Data shown
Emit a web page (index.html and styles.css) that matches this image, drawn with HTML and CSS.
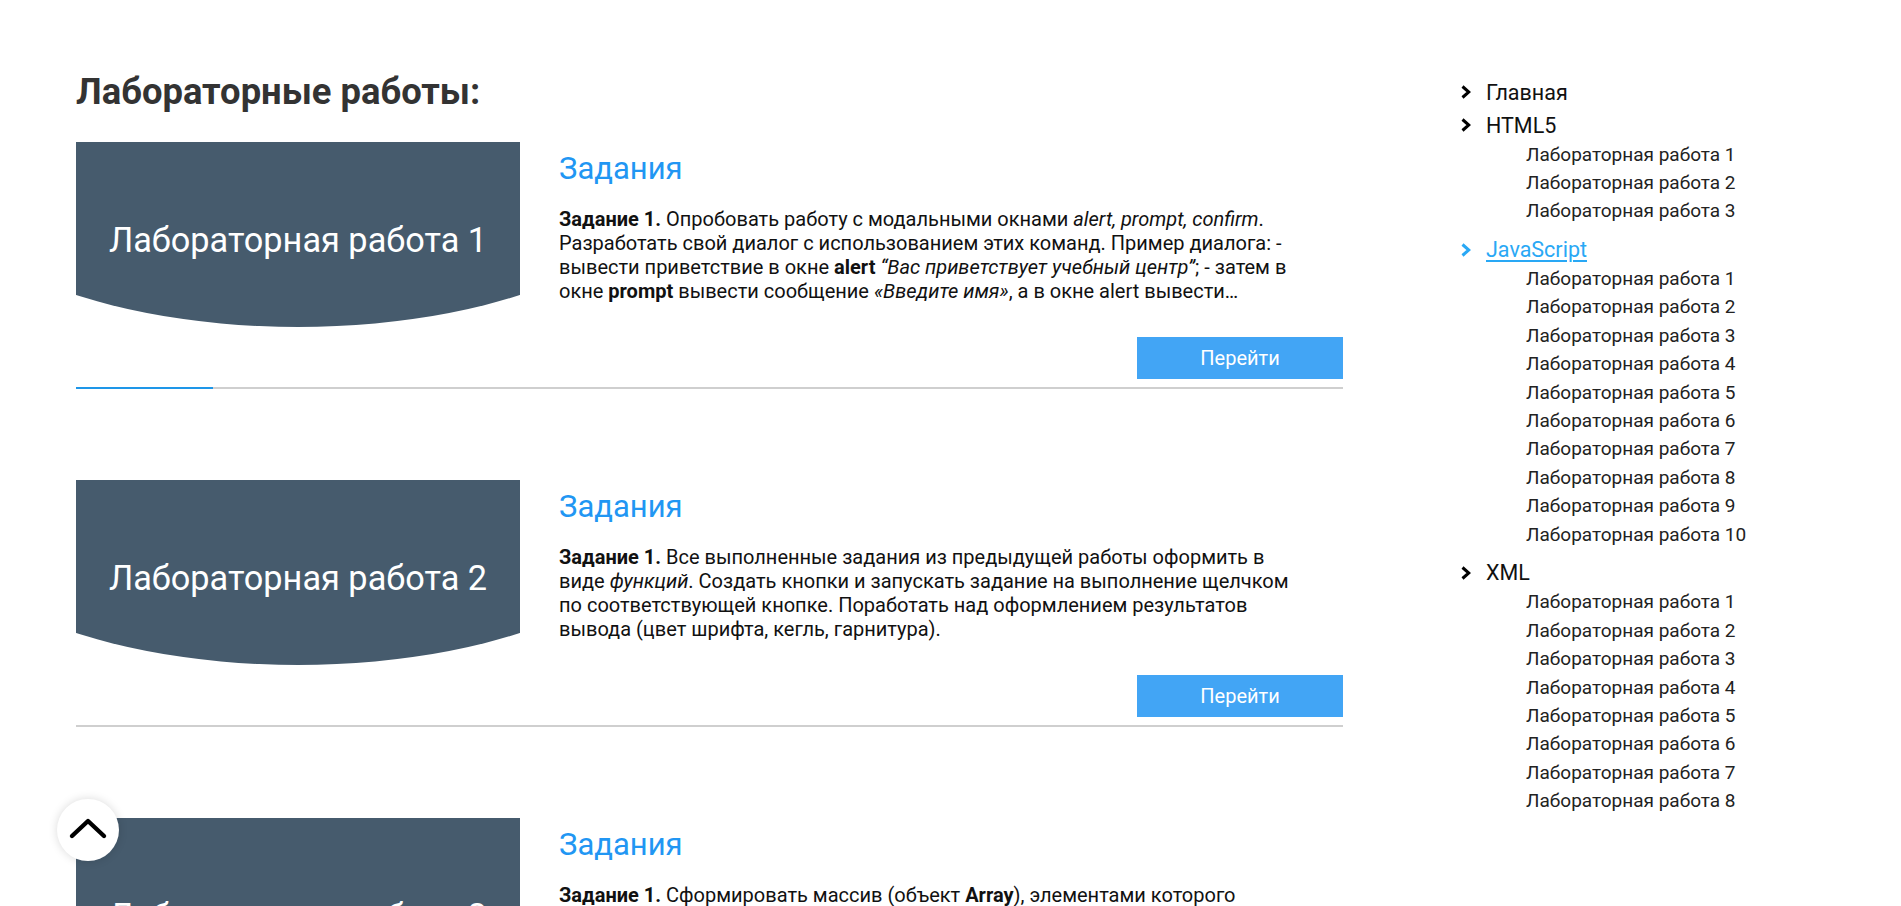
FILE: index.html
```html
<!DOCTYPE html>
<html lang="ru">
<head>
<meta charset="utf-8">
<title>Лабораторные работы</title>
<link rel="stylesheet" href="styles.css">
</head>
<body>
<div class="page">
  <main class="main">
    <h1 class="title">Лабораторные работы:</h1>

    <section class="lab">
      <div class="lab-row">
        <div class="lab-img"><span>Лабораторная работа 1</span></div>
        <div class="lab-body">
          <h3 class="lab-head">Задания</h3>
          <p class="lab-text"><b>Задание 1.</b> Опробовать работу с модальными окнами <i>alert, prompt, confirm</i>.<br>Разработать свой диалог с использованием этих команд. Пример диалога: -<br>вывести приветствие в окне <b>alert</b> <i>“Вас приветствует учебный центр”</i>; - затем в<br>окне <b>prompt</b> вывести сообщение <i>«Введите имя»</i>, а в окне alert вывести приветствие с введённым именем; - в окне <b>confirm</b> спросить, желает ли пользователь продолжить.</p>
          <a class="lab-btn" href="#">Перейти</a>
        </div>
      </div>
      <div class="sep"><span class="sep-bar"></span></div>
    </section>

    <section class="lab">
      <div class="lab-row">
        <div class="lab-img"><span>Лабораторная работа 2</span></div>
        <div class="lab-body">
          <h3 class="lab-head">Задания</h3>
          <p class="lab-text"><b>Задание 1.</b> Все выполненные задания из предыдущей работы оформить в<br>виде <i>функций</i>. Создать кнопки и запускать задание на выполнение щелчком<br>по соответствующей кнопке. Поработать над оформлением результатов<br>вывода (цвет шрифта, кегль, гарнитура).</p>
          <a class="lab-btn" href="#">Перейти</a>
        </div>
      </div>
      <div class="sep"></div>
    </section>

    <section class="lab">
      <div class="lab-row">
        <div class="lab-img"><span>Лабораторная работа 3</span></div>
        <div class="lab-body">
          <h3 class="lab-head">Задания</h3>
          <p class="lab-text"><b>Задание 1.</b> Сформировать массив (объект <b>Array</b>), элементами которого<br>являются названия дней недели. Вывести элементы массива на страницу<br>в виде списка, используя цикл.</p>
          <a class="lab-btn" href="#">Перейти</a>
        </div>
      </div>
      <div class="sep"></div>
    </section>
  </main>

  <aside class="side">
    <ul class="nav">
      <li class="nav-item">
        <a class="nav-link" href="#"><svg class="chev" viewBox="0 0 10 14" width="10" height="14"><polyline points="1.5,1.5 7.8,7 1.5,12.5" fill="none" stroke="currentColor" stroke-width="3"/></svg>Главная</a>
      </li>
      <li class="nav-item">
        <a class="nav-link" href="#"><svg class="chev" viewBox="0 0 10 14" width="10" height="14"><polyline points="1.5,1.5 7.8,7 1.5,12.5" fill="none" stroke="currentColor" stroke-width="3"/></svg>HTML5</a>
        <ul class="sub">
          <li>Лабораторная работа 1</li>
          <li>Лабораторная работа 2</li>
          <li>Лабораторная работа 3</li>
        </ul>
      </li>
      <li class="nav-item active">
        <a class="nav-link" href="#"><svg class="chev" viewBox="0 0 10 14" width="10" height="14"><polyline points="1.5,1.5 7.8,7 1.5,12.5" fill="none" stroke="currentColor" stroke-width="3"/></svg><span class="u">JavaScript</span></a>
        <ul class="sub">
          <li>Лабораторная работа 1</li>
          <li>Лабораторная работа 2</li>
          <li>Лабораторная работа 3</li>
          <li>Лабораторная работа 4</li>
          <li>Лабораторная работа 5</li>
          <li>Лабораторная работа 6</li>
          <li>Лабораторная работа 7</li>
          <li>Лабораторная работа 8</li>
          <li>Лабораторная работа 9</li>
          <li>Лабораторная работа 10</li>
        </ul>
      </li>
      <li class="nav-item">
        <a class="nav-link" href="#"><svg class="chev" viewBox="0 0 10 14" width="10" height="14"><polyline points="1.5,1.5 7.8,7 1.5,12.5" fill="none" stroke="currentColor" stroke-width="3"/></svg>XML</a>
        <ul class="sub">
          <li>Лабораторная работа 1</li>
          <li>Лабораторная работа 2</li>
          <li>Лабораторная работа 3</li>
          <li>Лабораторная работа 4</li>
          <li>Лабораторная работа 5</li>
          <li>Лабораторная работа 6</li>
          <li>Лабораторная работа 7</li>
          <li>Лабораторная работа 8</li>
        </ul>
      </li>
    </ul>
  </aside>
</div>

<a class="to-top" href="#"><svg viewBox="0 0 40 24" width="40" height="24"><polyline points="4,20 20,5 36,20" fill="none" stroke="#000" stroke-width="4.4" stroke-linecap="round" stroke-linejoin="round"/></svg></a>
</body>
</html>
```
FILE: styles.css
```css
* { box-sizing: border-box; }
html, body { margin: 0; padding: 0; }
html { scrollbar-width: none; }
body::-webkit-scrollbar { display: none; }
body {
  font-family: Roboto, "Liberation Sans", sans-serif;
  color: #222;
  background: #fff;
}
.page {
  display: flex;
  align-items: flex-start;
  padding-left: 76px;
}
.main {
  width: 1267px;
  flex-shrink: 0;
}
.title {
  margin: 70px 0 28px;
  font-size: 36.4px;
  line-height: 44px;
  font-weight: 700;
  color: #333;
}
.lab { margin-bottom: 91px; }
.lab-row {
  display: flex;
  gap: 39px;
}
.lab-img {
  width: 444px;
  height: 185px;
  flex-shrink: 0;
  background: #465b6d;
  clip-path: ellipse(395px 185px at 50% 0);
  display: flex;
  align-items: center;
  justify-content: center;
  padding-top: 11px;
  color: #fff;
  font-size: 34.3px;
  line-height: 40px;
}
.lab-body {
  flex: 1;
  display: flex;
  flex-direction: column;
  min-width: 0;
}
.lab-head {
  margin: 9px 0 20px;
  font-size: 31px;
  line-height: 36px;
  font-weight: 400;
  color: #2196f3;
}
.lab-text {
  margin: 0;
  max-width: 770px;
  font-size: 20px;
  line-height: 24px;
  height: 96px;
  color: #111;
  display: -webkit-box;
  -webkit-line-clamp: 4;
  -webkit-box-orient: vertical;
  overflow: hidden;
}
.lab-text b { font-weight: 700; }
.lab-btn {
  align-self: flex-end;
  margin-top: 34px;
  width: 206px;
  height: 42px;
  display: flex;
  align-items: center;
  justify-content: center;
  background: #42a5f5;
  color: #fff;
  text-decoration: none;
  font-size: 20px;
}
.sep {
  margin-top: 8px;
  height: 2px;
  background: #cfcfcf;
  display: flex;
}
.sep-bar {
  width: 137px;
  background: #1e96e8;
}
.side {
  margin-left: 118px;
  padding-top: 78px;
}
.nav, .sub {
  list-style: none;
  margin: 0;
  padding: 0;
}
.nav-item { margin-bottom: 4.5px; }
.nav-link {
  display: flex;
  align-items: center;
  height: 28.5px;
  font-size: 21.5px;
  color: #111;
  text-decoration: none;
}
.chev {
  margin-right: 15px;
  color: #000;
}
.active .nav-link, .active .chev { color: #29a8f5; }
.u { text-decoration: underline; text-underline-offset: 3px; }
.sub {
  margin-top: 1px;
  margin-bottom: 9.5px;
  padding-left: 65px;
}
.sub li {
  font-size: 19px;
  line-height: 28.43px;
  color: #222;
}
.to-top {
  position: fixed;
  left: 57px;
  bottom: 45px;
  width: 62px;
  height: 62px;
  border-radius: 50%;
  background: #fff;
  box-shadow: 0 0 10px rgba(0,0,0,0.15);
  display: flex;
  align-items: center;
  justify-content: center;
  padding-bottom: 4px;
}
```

Stated goal
Omit any images, then output the listing exactly.

Solution to the exercise
Emit a web page (index.html and styles.css) that matches this image, drawn with HTML and CSS.
FILE: index.html
```html
<!DOCTYPE html>
<html lang="ru">
<head>
<meta charset="utf-8">
<title>Лабораторные работы</title>
<link rel="stylesheet" href="styles.css">
</head>
<body>
<div class="page">
  <main class="main">
    <h1 class="title">Лабораторные работы:</h1>

    <section class="lab">
      <div class="lab-row">
        <div class="lab-img"><span>Лабораторная работа 1</span></div>
        <div class="lab-body">
          <h3 class="lab-head">Задания</h3>
          <p class="lab-text"><b>Задание 1.</b> Опробовать работу с модальными окнами <i>alert, prompt, confirm</i>.<br>Разработать свой диалог с использованием этих команд. Пример диалога: -<br>вывести приветствие в окне <b>alert</b> <i>“Вас приветствует учебный центр”</i>; - затем в<br>окне <b>prompt</b> вывести сообщение <i>«Введите имя»</i>, а в окне alert вывести приветствие с введённым именем; - в окне <b>confirm</b> спросить, желает ли пользователь продолжить.</p>
          <a class="lab-btn" href="#">Перейти</a>
        </div>
      </div>
      <div class="sep"><span class="sep-bar"></span></div>
    </section>

    <section class="lab">
      <div class="lab-row">
        <div class="lab-img"><span>Лабораторная работа 2</span></div>
        <div class="lab-body">
          <h3 class="lab-head">Задания</h3>
          <p class="lab-text"><b>Задание 1.</b> Все выполненные задания из предыдущей работы оформить в<br>виде <i>функций</i>. Создать кнопки и запускать задание на выполнение щелчком<br>по соответствующей кнопке. Поработать над оформлением результатов<br>вывода (цвет шрифта, кегль, гарнитура).</p>
          <a class="lab-btn" href="#">Перейти</a>
        </div>
      </div>
      <div class="sep"></div>
    </section>

    <section class="lab">
      <div class="lab-row">
        <div class="lab-img"><span>Лабораторная работа 3</span></div>
        <div class="lab-body">
          <h3 class="lab-head">Задания</h3>
          <p class="lab-text"><b>Задание 1.</b> Сформировать массив (объект <b>Array</b>), элементами которого<br>являются названия дней недели. Вывести элементы массива на страницу<br>в виде списка, используя цикл.</p>
          <a class="lab-btn" href="#">Перейти</a>
        </div>
      </div>
      <div class="sep"></div>
    </section>
  </main>

  <aside class="side">
    <ul class="nav">
      <li class="nav-item">
        <a class="nav-link" href="#"><svg class="chev" viewBox="0 0 10 14" width="10" height="14"><polyline points="1.5,1.5 7.8,7 1.5,12.5" fill="none" stroke="currentColor" stroke-width="3"/></svg>Главная</a>
      </li>
      <li class="nav-item">
        <a class="nav-link" href="#"><svg class="chev" viewBox="0 0 10 14" width="10" height="14"><polyline points="1.5,1.5 7.8,7 1.5,12.5" fill="none" stroke="currentColor" stroke-width="3"/></svg>HTML5</a>
        <ul class="sub">
          <li>Лабораторная работа 1</li>
          <li>Лабораторная работа 2</li>
          <li>Лабораторная работа 3</li>
        </ul>
      </li>
      <li class="nav-item active">
        <a class="nav-link" href="#"><svg class="chev" viewBox="0 0 10 14" width="10" height="14"><polyline points="1.5,1.5 7.8,7 1.5,12.5" fill="none" stroke="currentColor" stroke-width="3"/></svg><span class="u">JavaScript</span></a>
        <ul class="sub">
          <li>Лабораторная работа 1</li>
          <li>Лабораторная работа 2</li>
          <li>Лабораторная работа 3</li>
          <li>Лабораторная работа 4</li>
          <li>Лабораторная работа 5</li>
          <li>Лабораторная работа 6</li>
          <li>Лабораторная работа 7</li>
          <li>Лабораторная работа 8</li>
          <li>Лабораторная работа 9</li>
          <li>Лабораторная работа 10</li>
        </ul>
      </li>
      <li class="nav-item">
        <a class="nav-link" href="#"><svg class="chev" viewBox="0 0 10 14" width="10" height="14"><polyline points="1.5,1.5 7.8,7 1.5,12.5" fill="none" stroke="currentColor" stroke-width="3"/></svg>XML</a>
        <ul class="sub">
          <li>Лабораторная работа 1</li>
          <li>Лабораторная работа 2</li>
          <li>Лабораторная работа 3</li>
          <li>Лабораторная работа 4</li>
          <li>Лабораторная работа 5</li>
          <li>Лабораторная работа 6</li>
          <li>Лабораторная работа 7</li>
          <li>Лабораторная работа 8</li>
        </ul>
      </li>
    </ul>
  </aside>
</div>

<a class="to-top" href="#"><svg viewBox="0 0 40 24" width="40" height="24"><polyline points="4,20 20,5 36,20" fill="none" stroke="#000" stroke-width="4.4" stroke-linecap="round" stroke-linejoin="round"/></svg></a>
</body>
</html>
```
FILE: styles.css
```css
* { box-sizing: border-box; }
html, body { margin: 0; padding: 0; }
html { scrollbar-width: none; }
body::-webkit-scrollbar { display: none; }
body {
  font-family: Roboto, "Liberation Sans", sans-serif;
  color: #222;
  background: #fff;
}
.page {
  display: flex;
  align-items: flex-start;
  padding-left: 76px;
}
.main {
  width: 1267px;
  flex-shrink: 0;
}
.title {
  margin: 70px 0 28px;
  font-size: 36.4px;
  line-height: 44px;
  font-weight: 700;
  color: #333;
}
.lab { margin-bottom: 91px; }
.lab-row {
  display: flex;
  gap: 39px;
}
.lab-img {
  width: 444px;
  height: 185px;
  flex-shrink: 0;
  background: #465b6d;
  clip-path: ellipse(395px 185px at 50% 0);
  display: flex;
  align-items: center;
  justify-content: center;
  padding-top: 11px;
  color: #fff;
  font-size: 34.3px;
  line-height: 40px;
}
.lab-body {
  flex: 1;
  display: flex;
  flex-direction: column;
  min-width: 0;
}
.lab-head {
  margin: 9px 0 20px;
  font-size: 31px;
  line-height: 36px;
  font-weight: 400;
  color: #2196f3;
}
.lab-text {
  margin: 0;
  max-width: 770px;
  font-size: 20px;
  line-height: 24px;
  height: 96px;
  color: #111;
  display: -webkit-box;
  -webkit-line-clamp: 4;
  -webkit-box-orient: vertical;
  overflow: hidden;
}
.lab-text b { font-weight: 700; }
.lab-btn {
  align-self: flex-end;
  margin-top: 34px;
  width: 206px;
  height: 42px;
  display: flex;
  align-items: center;
  justify-content: center;
  background: #42a5f5;
  color: #fff;
  text-decoration: none;
  font-size: 20px;
}
.sep {
  margin-top: 8px;
  height: 2px;
  background: #cfcfcf;
  display: flex;
}
.sep-bar {
  width: 137px;
  background: #1e96e8;
}
.side {
  margin-left: 118px;
  padding-top: 78px;
}
.nav, .sub {
  list-style: none;
  margin: 0;
  padding: 0;
}
.nav-item { margin-bottom: 4.5px; }
.nav-link {
  display: flex;
  align-items: center;
  height: 28.5px;
  font-size: 21.5px;
  color: #111;
  text-decoration: none;
}
.chev {
  margin-right: 15px;
  color: #000;
}
.active .nav-link, .active .chev { color: #29a8f5; }
.u { text-decoration: underline; text-underline-offset: 3px; }
.sub {
  margin-top: 1px;
  margin-bottom: 9.5px;
  padding-left: 65px;
}
.sub li {
  font-size: 19px;
  line-height: 28.43px;
  color: #222;
}
.to-top {
  position: fixed;
  left: 57px;
  bottom: 45px;
  width: 62px;
  height: 62px;
  border-radius: 50%;
  background: #fff;
  box-shadow: 0 0 10px rgba(0,0,0,0.15);
  display: flex;
  align-items: center;
  justify-content: center;
  padding-bottom: 4px;
}
```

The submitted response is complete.